Stalking their prey.
Blake making some man margs








                   Workaholics accurately reinforces contemporary society's ideas of hegemonic masculinity by poking fun at what masculinity once looked like through each characters individual gendered performances when looking at the characters as macho archetypes, by attempting to be like the men they perceive as the ultimate examples of masculinity. Although the characters gendered performances may be caricatures of what it means to be masculine, they are poking fun at what it once meant to be a man, possibly even on television twenty years ago, and have replaced it with a more contemporary look at the "mock-macho" situation comedy, which is something Workaholics does incredibly well.

Works Cited:
Atkinson, Joshua, and Bernadette Calafell. "Darth Vader Made Me Do It! Anakin Skywalker's Avoidance of Responsibility and the Gray Areas of Hegemonic Masculinity in the Star Wars Universe." Communication, Culture & Critique 2 (2009): 1-20. Print.

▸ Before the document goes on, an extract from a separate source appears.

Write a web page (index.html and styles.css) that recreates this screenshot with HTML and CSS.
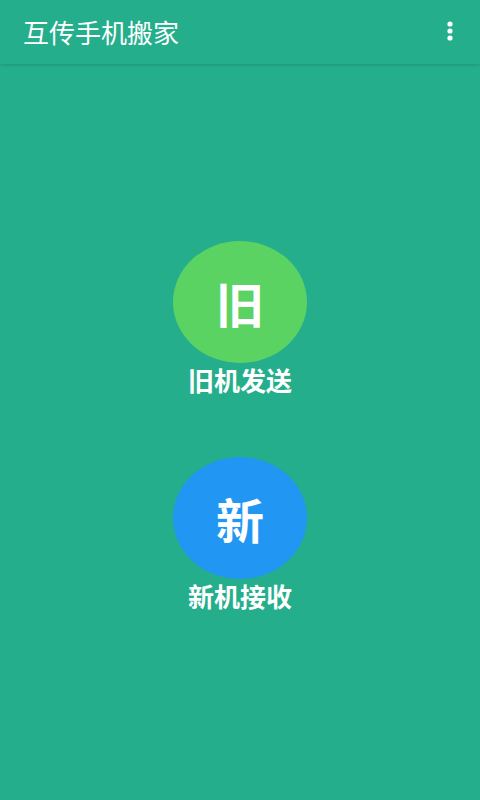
FILE: index.html
```html
<!DOCTYPE html>
<html lang="zh-CN">
<head>
<meta charset="utf-8">
<title>互传手机搬家</title>
<link rel="stylesheet" href="styles.css">
</head>
<body>
<div class="app">
  <header class="toolbar">
    <h1 class="title">互传手机搬家</h1>
    <button class="menu" aria-label="更多">
      <svg width="6" height="20" viewBox="0 0 6 20"><circle cx="3" cy="3" r="2.6" fill="#fff"/><circle cx="3" cy="10" r="2.6" fill="#fff"/><circle cx="3" cy="17" r="2.6" fill="#fff"/></svg>
    </button>
  </header>
  <main class="content">
    <div class="choice">
      <div class="circle circle-old">旧</div>
      <div class="label">旧机发送</div>
    </div>
    <div class="choice">
      <div class="circle circle-new">新</div>
      <div class="label">新机接收</div>
    </div>
  </main>
</div>
</body>
</html>
```
FILE: styles.css
```css
* { box-sizing: border-box; }
html, body {
  margin: 0;
  padding: 0;
  width: 480px;
  height: 800px;
  background: #24ae8c;
  font-family: "Noto Sans CJK SC", "Noto Sans", sans-serif;
  color: #fff;
}
.app {
  display: flex;
  flex-direction: column;
  height: 800px;
}
.toolbar {
  height: 64px;
  display: flex;
  align-items: center;
  justify-content: space-between;
  padding: 0 20px 0 23px;
  box-shadow: 0 1px 3px rgba(0,0,0,0.15);
  position: relative;
  z-index: 1;
}
.title {
  margin: 0;
  font-size: 26px;
  font-weight: 400;
  line-height: 1;
}
.menu {
  background: none;
  border: 0;
  padding: 0;
  width: 20px;
  display: flex;
  justify-content: center;
  margin-top: -2px;
}
.content {
  display: flex;
  flex-direction: column;
  align-items: center;
  padding-top: 177px;
  gap: 62px;
}
.choice {
  display: flex;
  flex-direction: column;
  align-items: center;
}
.circle {
  width: 134px;
  height: 122px;
  border-radius: 50%;
  display: flex;
  align-items: center;
  justify-content: center;
  font-size: 48px;
  font-weight: 700;
  line-height: 1;
}
.circle-old { background: #5bd363; }
.circle-new { background: #2196f3; }
.label {
  margin-top: 2px;
  font-size: 26px;
  font-weight: 700;
  line-height: 30px;
}
```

Hanke, Robert. "The "mock-macho" Situation Comedy: Hegemonic Masculinity and Its Reiteration." Western Journal of Communication 62.1 (1998): 74-93. 6 June 2009. Web. 20 Nov. 2013.
Neville, Patricia. "Side-splitting Masculinity: Comedy, Mr. Bean and the Representation of Masculinities in Contemporary Society." Journal of Gender Studies 18.3 (2009): 231-43. Taylor & Francis Online. Web. 20 Nov. 2013.